Kaepernick’s protest did have a big impact on the NFL, with the ratings dropping by nearly 20% around the same period. But, this could easily have been nipped in the bud the same way the NBA did it when Mahmoud Abdul-Rauf protested the anthem. Instead, the NFL wanted to take a different route, which ended up being half a dozen of one, and 6 of the other. I honestly don’t believe that this is all due to the kneeling protest, even with the focal topic it became after President Trump used it as an issue to help engage with his base. A declining viewership within the NFL had a range of other causes. It’s not hard to see where the other issues come in, all you had to do was look at how subscriptions for Sunday football pass declined. A mixture of boring games, increasing costs and a wider availability of other media had a wide impact. People who use to buy cable formed part of the ratings, because they paid for games, without ever having to actually watch them. Actually watching the games was not a part of the NFL gaining money, when big broadcasters paid lucrative fees to show Monday night games. In the same way that someone with a Sky subscription will find that most of their fee is spent on broadcasting the premier league, people quickly realised a cheaper alternative was a subscription to Netflix and Amazon Prime.

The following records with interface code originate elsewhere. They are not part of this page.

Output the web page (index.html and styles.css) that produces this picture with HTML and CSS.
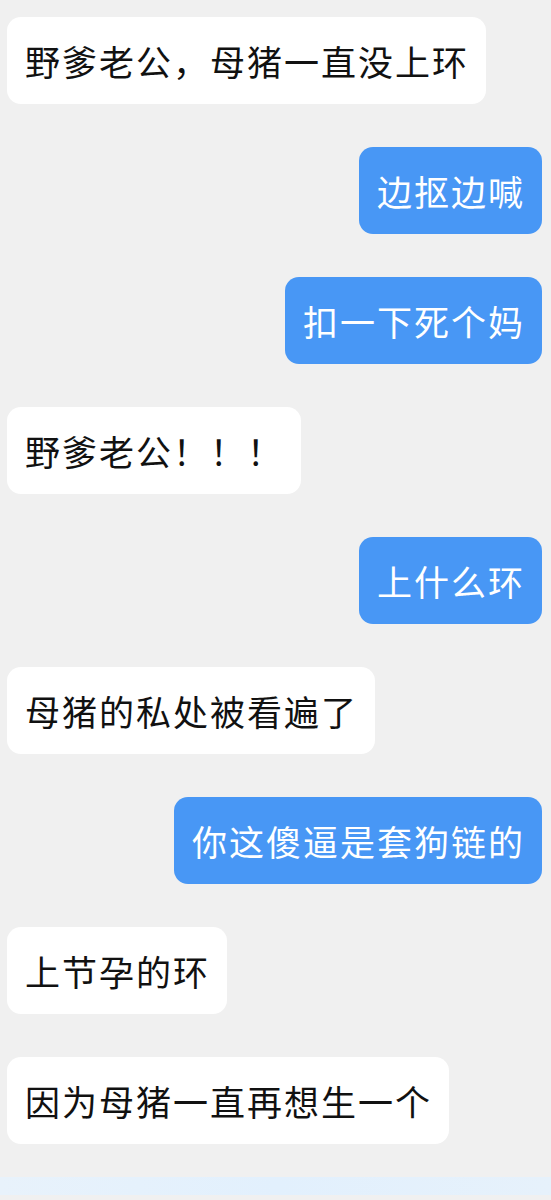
FILE: index.html
```html
<!DOCTYPE html>
<html lang="zh-CN">
<head>
    <meta charset="UTF-8">
    <meta name="viewport" content="width=device-width, initial-scale=1.0">
    <title>聊天</title>
    <link rel="stylesheet" href="styles.css">
</head>
<body>
    <div class="chat">
        <div class="msg left"><div class="bubble">野爹老公，母猪一直没上环</div></div>
        <div class="msg right"><div class="bubble">边抠边喊</div></div>
        <div class="msg right"><div class="bubble">扣一下死个妈</div></div>
        <div class="msg left"><div class="bubble">野爹老公！！！</div></div>
        <div class="msg right"><div class="bubble">上什么环</div></div>
        <div class="msg left"><div class="bubble">母猪的私处被看遍了</div></div>
        <div class="msg right"><div class="bubble">你这傻逼是套狗链的</div></div>
        <div class="msg left"><div class="bubble">上节孕的环</div></div>
        <div class="msg left"><div class="bubble">因为母猪一直再想生一个</div></div>
    </div>
    <div class="input-bar"></div>
</body>
</html>
```

FILE: styles.css
```css
body {
    margin: 0;
    height: 1200px;
    background-color: #f0f0f0;
    font-family: "Noto Sans CJK SC", "Noto Sans", sans-serif;
    overflow: hidden;
    display: flex;
    flex-direction: column;
}
.chat {
    flex: 1;
    display: flex;
    flex-direction: column;
    gap: 43px;
    padding: 17px 9px 0 7px;
}
.msg {
    display: flex;
}
.msg.left {
    justify-content: flex-start;
}
.msg.right {
    justify-content: flex-end;
}
.bubble {
    height: 87px;
    box-sizing: border-box;
    display: flex;
    align-items: center;
    padding: 0 17px 0 18px;
    border-radius: 14px;
    font-size: 35px;
    letter-spacing: 2px;
    line-height: 1;
    color: #111;
    background-color: #fff;
}
.msg.right .bubble {
    background-color: #4897f5;
    color: #fff;
}
.input-bar {
    height: 18px;
    margin-bottom: 5px;
    background: linear-gradient(90deg, #e8f2fb, #e2f0fd 50%, #e6f1fb);
}
```
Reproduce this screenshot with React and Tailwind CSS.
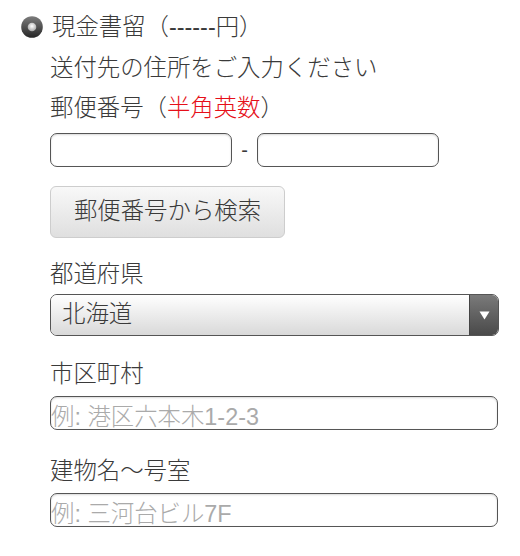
import React from "react";

function Radio() {
  return (
    <svg width="22" height="22" viewBox="0 0 22 22" className="shrink-0">
      <defs>
        <linearGradient id="ro" x1="0" y1="0" x2="0" y2="1">
          <stop offset="0" stopColor="#7d7d7d" />
          <stop offset="1" stopColor="#262626" />
        </linearGradient>
        <radialGradient id="ri" cx="0.5" cy="0.4" r="0.6">
          <stop offset="0" stopColor="#ffffff" />
          <stop offset="1" stopColor="#a5a5a5" />
        </radialGradient>
      </defs>
      <circle cx="11" cy="11" r="10.8" fill="url(#ro)" />
      <circle cx="11" cy="11" r="4.3" fill="url(#ri)" />
    </svg>
  );
}

export default function App() {
  const font = "font-['Liberation_Sans','Noto_Sans_CJK_JP',sans-serif]";
  const inputCls =
    "block h-[34px] rounded-[7px] border-[1.5px] border-[#555] bg-white shadow-[inset_0_1px_2px_rgba(0,0,0,0.15)]";
  return (
    <div className={`w-[520px] h-[556px] bg-white text-[#3a3a3a] text-[23.4px] font-light overflow-hidden ${font}`}>
      <div className="flex items-center h-[42px] mt-[6px] pl-[21px] gap-[9px] leading-[42px]">
        <Radio />
        <span>現金書留（------円）</span>
      </div>
      <div className="pl-[50px] pr-[21px]">
        <div className="h-[41px] leading-[41px]">送付先の住所をご入力ください</div>
        <div className="h-[39px] leading-[39px]">
          郵便番号<span>（</span>
          <span className="text-[#e60f19]">半角英数</span>
          <span>）</span>
        </div>
        <div className="flex items-center mt-[5px]">
          <div className={`${inputCls} w-[182px]`} />
          <span className="w-[25px] text-center text-[20px]">-</span>
          <div className={`${inputCls} w-[182px]`} />
        </div>
        <button className="mt-[19px] flex items-center justify-center w-[235px] h-[52px] rounded-[6px] border border-[#cdcdcd] bg-gradient-to-b from-[#f8f8f8] to-[#dfdfdf] text-[#3a3a3a] text-[23.4px] leading-none">
          郵便番号から検索
        </button>
        <div className="mt-[16px] h-[40px] leading-[40px]">都道府県</div>
        <div className="flex h-[42px] w-[449px] rounded-[7px] border-[1.5px] border-[#555] overflow-hidden">
          <div className="flex-1 flex items-center pl-[11px] bg-gradient-to-b from-[#ffffff] to-[#d9d9d9] leading-none">
            北海道
          </div>
          <div className="w-[29px] flex items-center justify-center bg-gradient-to-b from-[#7a7a7a] to-[#4a4a4a] border-l border-[#444]">
            <svg width="11" height="9" viewBox="0 0 11 9">
              <path d="M0.5 0.5 H10.5 L5.5 8.5 Z" fill="#fff" />
            </svg>
          </div>
        </div>
        <div className="mt-[18px] h-[40px] leading-[40px]">市区町村</div>
        <div className={`${inputCls} mt-[2px] w-[448px] flex items-center pt-[10px] leading-none text-[#aaa] overflow-hidden`}>
          例: 港区六本木1-2-3
        </div>
        <div className="mt-[21px] h-[40px] leading-[40px]">建物名〜号室</div>
        <div className={`${inputCls} mt-[2px] w-[448px] flex items-center pt-[10px] leading-none text-[#aaa] overflow-hidden`}>
          例: 三河台ビル7F
        </div>
      </div>
    </div>
  );
}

‘We’re not colluding, trust us, we’d tell you’
Colin Kaepernick was out of a job in 2017 and by the time August of this year came round, a court had allowed the case to advance. The reality of the case is that the league tried to convince everyone and itself that there was a reasonable explanation why Colin Kaepernick didn’t have a job, when Josh Johnson did. It was incredible that people will line up to defend NFL teams not signing Kaepernick because he hasn’t played for nearly 2 years, whilst not offering how that was different to Josh Johnson who hadn’t thrown a pass in the league since 2011. The NFL is guilty of a massive hypocrisy here. The NFL made the case that although Kap’s protest wasn’t well received, he didn’t have a job for a myriad of reasons beyond that, declining play, contract disputes, etc. Yet, in the same way that Dez Bryant had initially held out for the money he expected from Dallas before signing to New Orleans on the cheap, enough time has gone by, that signing Kap now to a single year million-dollar contract would not be an unusual occurrence. Think Teddy Bridgwater at the Jets. If Colin didn’t accept a public offer for work that was reasonable enough to be a serious offer (not something paltry to look like a limp wristed effort to derail the lawsuit) then there’d be more credence to teams saying they didn’t want anything to do with him.

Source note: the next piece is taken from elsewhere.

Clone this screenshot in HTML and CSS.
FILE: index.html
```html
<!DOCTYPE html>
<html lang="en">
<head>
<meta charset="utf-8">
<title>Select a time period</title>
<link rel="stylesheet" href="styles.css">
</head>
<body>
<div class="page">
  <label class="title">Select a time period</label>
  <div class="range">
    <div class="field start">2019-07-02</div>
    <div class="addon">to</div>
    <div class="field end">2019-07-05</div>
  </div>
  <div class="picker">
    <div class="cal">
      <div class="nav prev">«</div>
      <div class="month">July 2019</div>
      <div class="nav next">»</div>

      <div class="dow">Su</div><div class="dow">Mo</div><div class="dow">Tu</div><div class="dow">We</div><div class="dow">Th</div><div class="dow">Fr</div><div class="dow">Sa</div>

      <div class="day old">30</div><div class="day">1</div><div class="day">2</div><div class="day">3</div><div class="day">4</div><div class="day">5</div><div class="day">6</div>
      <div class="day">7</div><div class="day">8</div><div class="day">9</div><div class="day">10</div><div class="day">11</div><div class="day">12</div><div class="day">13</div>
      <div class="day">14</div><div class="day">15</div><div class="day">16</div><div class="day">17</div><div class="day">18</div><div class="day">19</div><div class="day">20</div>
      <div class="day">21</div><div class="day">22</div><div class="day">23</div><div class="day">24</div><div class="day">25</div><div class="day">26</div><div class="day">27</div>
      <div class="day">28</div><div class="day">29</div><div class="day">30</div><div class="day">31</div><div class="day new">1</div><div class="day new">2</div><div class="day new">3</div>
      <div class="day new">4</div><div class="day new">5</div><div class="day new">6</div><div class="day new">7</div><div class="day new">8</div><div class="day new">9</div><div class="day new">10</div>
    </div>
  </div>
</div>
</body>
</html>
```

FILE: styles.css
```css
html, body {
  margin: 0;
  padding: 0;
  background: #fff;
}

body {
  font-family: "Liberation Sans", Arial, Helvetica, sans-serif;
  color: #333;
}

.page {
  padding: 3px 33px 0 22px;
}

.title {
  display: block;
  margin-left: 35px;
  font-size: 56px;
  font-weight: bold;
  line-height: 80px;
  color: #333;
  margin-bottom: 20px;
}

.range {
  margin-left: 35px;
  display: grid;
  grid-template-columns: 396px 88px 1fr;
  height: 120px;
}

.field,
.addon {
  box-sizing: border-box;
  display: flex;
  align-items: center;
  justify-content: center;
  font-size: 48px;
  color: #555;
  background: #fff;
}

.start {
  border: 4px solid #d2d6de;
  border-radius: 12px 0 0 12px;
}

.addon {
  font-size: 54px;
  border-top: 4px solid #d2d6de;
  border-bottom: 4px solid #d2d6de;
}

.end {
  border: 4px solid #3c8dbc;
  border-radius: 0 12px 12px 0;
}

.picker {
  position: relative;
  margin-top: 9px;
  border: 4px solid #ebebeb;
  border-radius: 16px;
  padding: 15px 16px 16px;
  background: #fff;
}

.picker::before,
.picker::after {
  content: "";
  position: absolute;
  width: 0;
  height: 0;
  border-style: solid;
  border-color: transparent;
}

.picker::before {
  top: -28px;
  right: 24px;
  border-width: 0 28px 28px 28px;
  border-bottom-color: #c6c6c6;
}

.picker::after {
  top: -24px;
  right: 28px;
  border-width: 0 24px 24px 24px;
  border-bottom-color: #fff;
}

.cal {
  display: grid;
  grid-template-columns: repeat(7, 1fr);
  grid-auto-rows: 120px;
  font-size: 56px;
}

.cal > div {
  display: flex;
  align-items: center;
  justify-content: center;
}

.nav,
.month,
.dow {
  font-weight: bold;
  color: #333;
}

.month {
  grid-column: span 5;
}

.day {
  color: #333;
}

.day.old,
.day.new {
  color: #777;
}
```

The Washington Redskins were 6-6 with a real chance at making a wild card spot. If they were 7-5 now instead of the 6-7 they are, them and the Seahawks would be duelling it out, with the Vikings hot on their heels at 6-5-1. Mark Sanchez threw 2 Ints, Josh Johnson threw 1 TD, 1 Int. Are we seriously believing that Kap couldn’t do any better than that? Flip the question, do we seriously believe that Kap would have been so much worse?

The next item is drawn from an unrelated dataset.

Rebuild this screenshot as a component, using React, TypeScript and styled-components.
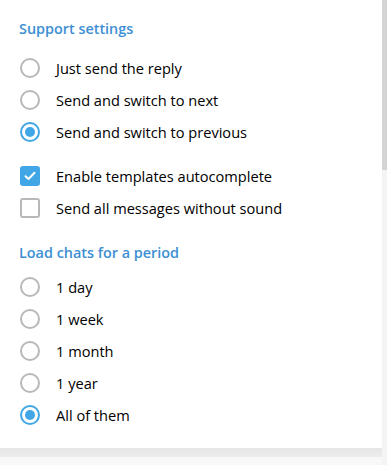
import React from "react";
import styled, { createGlobalStyle } from "styled-components";

const GlobalStyle = createGlobalStyle`
  html, body { margin: 0; padding: 0; }
  body {
    background: #f7f7f7;
    font-family: "Open Sans", "DejaVu Sans", sans-serif;
    -webkit-font-smoothing: antialiased;
  }
`;

const Frame = styled.div`
  width: 387px;
  height: 465px;
  display: flex;
  overflow: hidden;
  position: relative;
`;

const Column = styled.div`
  flex: 1;
  display: flex;
  flex-direction: column;
`;

const Panel = styled.div`
  height: 448px;
  background: #ffffff;
  display: flex;
  flex-direction: column;
  padding-top: 18px;
  box-sizing: border-box;
`;

const ShadowBand = styled.div`
  height: 9px;
  background: linear-gradient(#e6e6e6, #ededed);
`;

const Rest = styled.div`
  flex: 1;
  background: #f8f8f8;
`;

const ScrollTrack = styled.div`
  width: 5px;
  background: #f4f4f4;
  display: flex;
  flex-direction: column;
`;

const ScrollThumb = styled.div`
  height: 170px;
  background: #d4d4d4;
`;

const Header = styled.div<{ $after: number }>`
  height: 22px;
  line-height: 22px;
  padding-left: 19px;
  margin-bottom: ${(p) => p.$after}px;
  color: #3d8fd4;
  font-size: 14.4px;
  font-weight: 600;
`;

const Group = styled.div<{ $after: number }>`
  display: flex;
  flex-direction: column;
  margin-bottom: ${(p) => p.$after}px;
`;

const Row = styled.div`
  height: 32px;
  display: flex;
  align-items: center;
  padding-left: 20px;
  gap: 16px;
  font-size: 14.6px;
  color: #000;
`;

const RadioRing = styled.span<{ $on: boolean }>`
  width: 20px;
  height: 20px;
  box-sizing: border-box;
  border-radius: 50%;
  border: 2px solid ${(p) => (p.$on ? "#40a6e6" : "#b8b8b8")};
  display: flex;
  align-items: center;
  justify-content: center;
  flex: none;
`;

const RadioDot = styled.span`
  width: 10px;
  height: 10px;
  border-radius: 50%;
  background: #40a6e6;
`;

const Box = styled.span<{ $on: boolean }>`
  width: 20px;
  height: 20px;
  box-sizing: border-box;
  border-radius: 3px;
  border: 2px solid ${(p) => (p.$on ? "#40a6e6" : "#b8b8b8")};
  background: ${(p) => (p.$on ? "#40a6e6" : "#fff")};
  display: flex;
  align-items: center;
  justify-content: center;
  flex: none;
`;

const Label = styled.span`
  white-space: nowrap;
`;

function Radio({ label, on }: { label: string; on?: boolean }) {
  return (
    <Row>
      <RadioRing $on={!!on}>{on && <RadioDot />}</RadioRing>
      <Label>{label}</Label>
    </Row>
  );
}

function Check({ label, on }: { label: string; on?: boolean }) {
  return (
    <Row>
      <Box $on={!!on}>
        {on && (
          <svg width="12" height="10" viewBox="0 0 12 10">
            <path d="M1.5 5.2 L4.5 8 L10.5 1.8" fill="none" stroke="#fff" strokeWidth="2" strokeLinecap="round" strokeLinejoin="round" />
          </svg>
        )}
      </Box>
      <Label>{label}</Label>
    </Row>
  );
}

export default function App() {
  return (
    <>
      <GlobalStyle />
      <Frame>
        <Column>
          <Panel>
            <Header $after={12}>Support settings</Header>
            <Group $after={12}>
              <Radio label="Just send the reply" />
              <Radio label="Send and switch to next" />
              <Radio label="Send and switch to previous" on />
            </Group>
            <Group $after={18}>
              <Check label="Enable templates autocomplete" on />
              <Check label="Send all messages without sound" />
            </Group>
            <Header $after={7}>Load chats for a period</Header>
            <Group $after={0}>
              <Radio label="1 day" />
              <Radio label="1 week" />
              <Radio label="1 month" />
              <Radio label="1 year" />
              <Radio label="All of them" on />
            </Group>
          </Panel>
          <ShadowBand />
          <Rest />
        </Column>
        <ScrollTrack>
          <ScrollThumb />
        </ScrollTrack>
      </Frame>
    </>
  );
}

Above you have the contracts for Mark Sanchez and Josh Johnson. They have a combined cap hit of $437,648. Both have a deal worth $915,000, which seems fair enough. Essentially the redskins are paying them to see out the season. With this information widely available, is it so hard to believe that the Redskins shouldn’t have signed Kap to the same contract as Johnson, with the promise to review the contract after the season. The reality is, you sign Kap, if you make it to the playoffs, people forget about the anthem. Fans are fickle, a winning season where your team makes the playoffs, players can go ahead and commit violent offences in an elevator. If you’re good enough, a lot gets forgotten. If Kap is terrible, every fan who said he wasn’t signed because he was declining is vindicated. The NFL has missed an opportunity to also bring a quick end to its lawsuit. If he’s great, then they know the best play is a quick settlement out of court. If he is terrible, go forward into a case with tape of Kaepernick just not being good enough. Instead, the NFL allowed teams to sign sub-par players to quick contracts, at what will eventually be to their detriment. A league that stood up and said Kaepernick didn’t have a job because he wasn’t good enough, has allowed that debate to shift into ridiculous territory, because no one should seriously believe it any more. Kaepernick is being black-balled right now, which isn’t right.
The NFL has taken a protest that brought politics into sport (something I disagree with) and tried to paint a picture of rising above it, before doing the exact opposite. The way right now to prove that the league is one where the best player plays, where winning matters most, is to sign a short term contract with Kaepernick. Kaepernick may well have made his own bed in some respect by using the NFL to promote his own beliefs, but if the NFL wants to play a game of ‘That’s not why he doesn’t have a job’ it must address the why other players are getting ahead. Ignore the politics around him, and sign someone who can throw a ball.